In case you haven’t caught it yet, here’s the story line:
 
Living in 1940s Houston with her son and daughter-in-law, 70-something Carrie Watts (Geraldine Page) has just one wish to fulfill before she dies: visiting her childhood home in a town called Bountiful. Son Ludie (John Heard) is too busy trying to make a living for them to take her there himself, and his wife Jessie Mae (Carlin Glynn) is too busy pursuing her own little pleasures to care. So Mrs. Watts takes the matter into her own hands, escaping by Greyhound bus to the closest stop. It’s 10 p.m. when they arrive, and pitch black outside. She decides to sleep on a bench in the nearly empty bus station, and then to walk the last 12 miles to Bountiful in the morning.
 
Alas, she’s found out, and the local sheriff is under orders to hold her until Ludie can get there to pick her up.  
 
While they wait, the kind-hearted sheriff decides to take Mrs. Watts to Bountiful. There’s not much left – just a few abandoned structures.

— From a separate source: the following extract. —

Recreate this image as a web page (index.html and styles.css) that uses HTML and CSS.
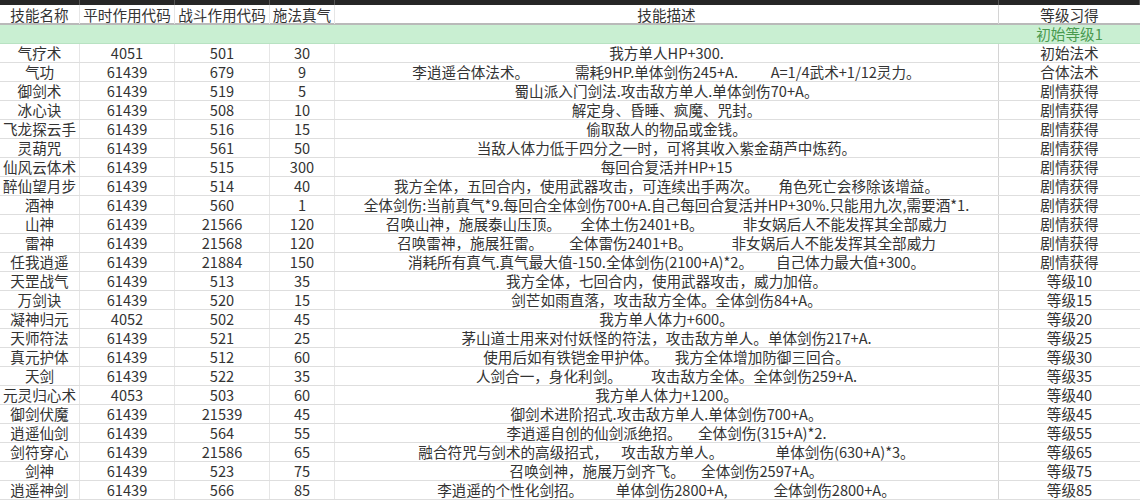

Her childhood home, too, is a ruin, but the sheriff settles her on an upturned crate at the crumbling front porch and talks with her gently for a few minutes before leaving her alone with her memories. We walk through the house with her, knowing that she sees more than we do, so much more than this empty shell of a home. And she is in fact restored by the visit. She returns to Houston with her son and daughter-in-law, peacefully and finally at peace.
 
This was the first time I’d seen this movie as a Christian, and oh, what a difference a worldview makes! Mrs. Watts is clearly a believer. Hymns are the sound track of her life, and she turns to her battered Bible throughout her journey. She knows her time on earth is limited, but doesn’t seem to be disturbed in the least by her mortality; she knows that she will spend forever in heaven with her Savior. I remember weeping inconsolably over this movie in the past. But not this time; I shed a few tears, but they were tears of joy and longing for eternity, not of despair or bitterness.
 
There were two things that really struck me about “Bountiful” this time around.
 
First, there’s what the movie reveals about our relationship to time as we age.  
 
We see that Mrs. Watts has little thought of the present, or of her remaining time in this world. Instead, she has an all-consuming longing to revisit her distant past, perhaps as a touchstone on her way to eternity.
 
We see that Jessie Mae, on the other hand, has no thought of anything but today, of her present comfort and pleasures. Sadly, I can identify with such shallowness; she reminds me of myself before I encountered the living God.
 
And then we see Ludie, stuck somewhere in between. While he’s sympathetic to his mother’s memories, he refuses to join her on this sentimental journey of hers. He has focused his heart and mind on today, because thinking of the past is painful.
 
“I should have made myself bring you out here sooner,” he says when he finally catches up with her at the old house. “I’m sorry. I just thought it’d be easier, if we didn’t see the house again.”
 
Then, rejecting her invitation to look around: “I don’t see any use in it. I’d rather remember it like it was.”  Except we know that people who say such things go to great lengths to forget, burying their memories beneath an avalanche of activity and entertainment. We know that Ludie is like this, that he keeps a tight leash on his memories.
 
A bit later, as he reflects on his failure to make a good life for his wife and mother, Ludie admits it.  “Mamma, I lied to you,” he says. “I do remember – I remember so much. This house, this life here, the night you woke me up and dressed me and took me for a walk when the moon was full and I cried ‘cause I was scared and you comforted me.
 
“Mamma, I want to stop remembering. It doesn’t do any good, remembering.”
 
And in a way, he’s right. Nothing on this earth can compete with the memory of past joy. Only the promise of eternal joy can eclipse it.
 
The second thing that struck me about my latest viewing of “The Trip to Bountiful” is related: Perhaps the second-best thing we can do for the elderly is to help them go home again, if only in their thoughts. 
 
I’ve done this somewhat instinctively in my nursing-home visits, I suppose, but selfishly; I love hearing about life in the pre-WWII U.S., and seeing pictures from that era, and learning about the people who were dear to my aging friends. It never occurred to me that they might get even more pleasure than I do out of talking about these things.
 
But thanks to this phenomenal movie and wonderful performances by Geraldine Page and John Heard, I can see that it would be so.  From now on, I’ll make a point of helping them focus on the good ol’ days instead of wasting words on the bad ol’ here and now -- after, of course, sharing the best gift of all with them, which is the gospel of Jesus Christ.
 
In the meantime, I may just go back and visit Bountiful once more. If you’d like to see it, for the first time or the tenth, look for it here on youtube.com.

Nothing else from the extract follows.